Energy 2030

Organizing Committee



Poster Exhibition 2008 Proceedings
Proceedings of the Second International Energy 2030 Conference,
November 4-5, 2008, Abu Dhabi, UAE

Energy Efficient Polymers for Seawater Heat Exchangers

Patrick Luckow

The University of Maryland, USA

Avram Bar-Cohen

The University of Maryland, USA

Peter Rodgers

The Petroleum Institute, UAE

Juan Cevallos

The Petroleum Institute, UAE

The present study explores the thermofluid characteristics of a seawater-methane heat exchanger that could be used in the liquefaction of natural gas on offshore platforms. The compression process generates large amounts of heat, usually dissipated via plate heat exchangers using seawater as a convenient cooling fluid. Such an application mandates the use of a corrosion resistant material. Metals such as titanium, expensive in terms of both energy and currency, are a common choice.

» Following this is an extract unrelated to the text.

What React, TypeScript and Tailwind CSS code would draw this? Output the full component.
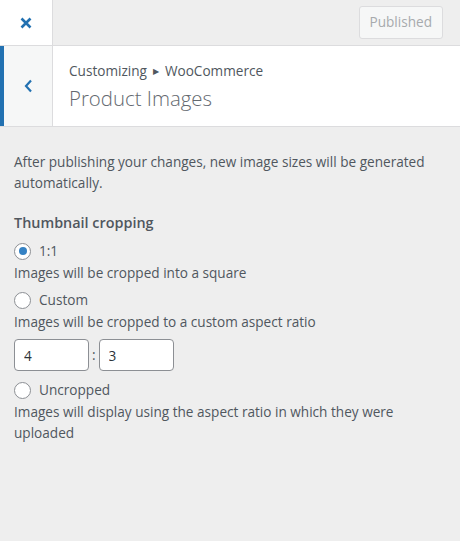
const FONT = "font-['Segoe_UI','Open_Sans',sans-serif]";

function Radio({ checked }: { checked?: boolean }) {
  return (
    <span className="flex h-[17px] w-[17px] shrink-0 items-center justify-center rounded-full border border-[#8c8f94] bg-white">
      {checked && <span className="h-2 w-2 rounded-full bg-[#3582c4]" />}
    </span>
  );
}

function Option({ label, desc, checked }: { label: string; desc: string; checked?: boolean }) {
  return (
    <div>
      <label className="flex items-center gap-[8px] leading-[20px]">
        <Radio checked={checked} />
        <span>{label}</span>
      </label>
      <p className="mt-[1px] leading-[21px]">{desc}</p>
    </div>
  );
}

export default function App() {
  return (
    <div className={`h-[541px] w-[460px] bg-[#eeeeee] text-[13.6px] text-[#50575e] ${FONT}`}>
      <div className="flex h-[46px] items-stretch border-b border-[#dcdcde]">
        <button className="flex w-[53px] items-center justify-center border-r border-[#dcdcde] bg-white text-[#2271b1]">
          <svg width="12" height="12" viewBox="0 0 12 12" fill="none" stroke="currentColor" strokeWidth="2.6">
            <path d="M1.5 1.5l9 9M10.5 1.5l-9 9" />
          </svg>
        </button>
        <div className="flex flex-1 items-center justify-end pr-[17px]">
          <button className="h-[33px] rounded-[3px] border border-[#dcdcde] bg-[#f6f7f7] px-[10px] text-[13.6px] text-[#a7aaad]">
            Published
          </button>
        </div>
      </div>

      <div className="flex h-[81px] border-b border-[#dcdcde] bg-white">
        <div className="flex w-[53px] items-center justify-center border-l-4 border-r border-l-[#2271b1] border-r-[#dcdcde] bg-[#f6f7f7] text-[#2271b1]">
          <svg width="9" height="14" viewBox="0 0 9 14" fill="none" stroke="currentColor" strokeWidth="2.2">
            <path d="M7 1.5L2 7l5 5.5" />
          </svg>
        </div>
        <div className="flex flex-col justify-center pl-[16px] pt-[2px]">
          <div className="flex items-center gap-[6px] leading-[18px] text-[#50575e]">
            <span>Customizing</span>
            <span className="text-[8px]">▶</span>
            <span>WooCommerce</span>
          </div>
          <h2 className="mt-[4px] text-[20.4px] font-light leading-[28px] text-[#646970]">Product Images</h2>
        </div>
      </div>

      <div className="px-[14px] pt-[24px]">
        <p className="leading-[21px]">After publishing your changes, new image sizes will be generated automatically.</p>

        <h3 className="mt-[20px] text-[14.4px] font-semibold leading-[20px] text-[#50575e]">Thumbnail cropping</h3>

        <div className="mt-[8px] flex flex-col gap-[7px]">
          <Option checked label="1:1" desc="Images will be cropped into a square" />
          <div>
            <Option label="Custom" desc="Images will be cropped to a custom aspect ratio" />
            <div className="mb-[2px] mt-[7px] flex items-center gap-[3px]">
              <input defaultValue="4" className="h-[32px] w-[75px] rounded-[4px] border border-[#8c8f94] bg-white px-[9px] text-[13.6px] text-[#2c3338] outline-none" />
              <span>:</span>
              <input defaultValue="3" className="h-[32px] w-[75px] rounded-[4px] border border-[#8c8f94] bg-white px-[9px] text-[13.6px] text-[#2c3338] outline-none" />
            </div>
          </div>
          <Option label="Uncropped" desc="Images will display using the aspect ratio in which they were uploaded" />
        </div>
      </div>
    </div>
  );
}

The “total coefficient of performance,” or COPT [1], which incorporates the energy required to manufacture a heat exchanger along with the pumping power expended over the lifetime of the heat exchanger, is used to compare conventional metallic materials to thermally conductive polymers. The thermofluid characteristics of heat exchangers built of high thermal conductivity polymers are analyzed, for conditions typically seen by ADGAS. It assumes a 1 year service life for a typical plate heat exchanger, though heat exchangers operating in such corrosive environments may have far shorter service lives. In this study the hot natural gas is represented by 90 ºC methane and 35 ºC seawater is used as the coolant. Gas is flowing through the heat exchanger at 10 m/s, and water at 0.5 m/s. Analytical models were used to calculate the heat transfer rates and the required pumping power, as well as additional metrics, over a range of fin spacings, wall thicknesses, and thermal conductivities.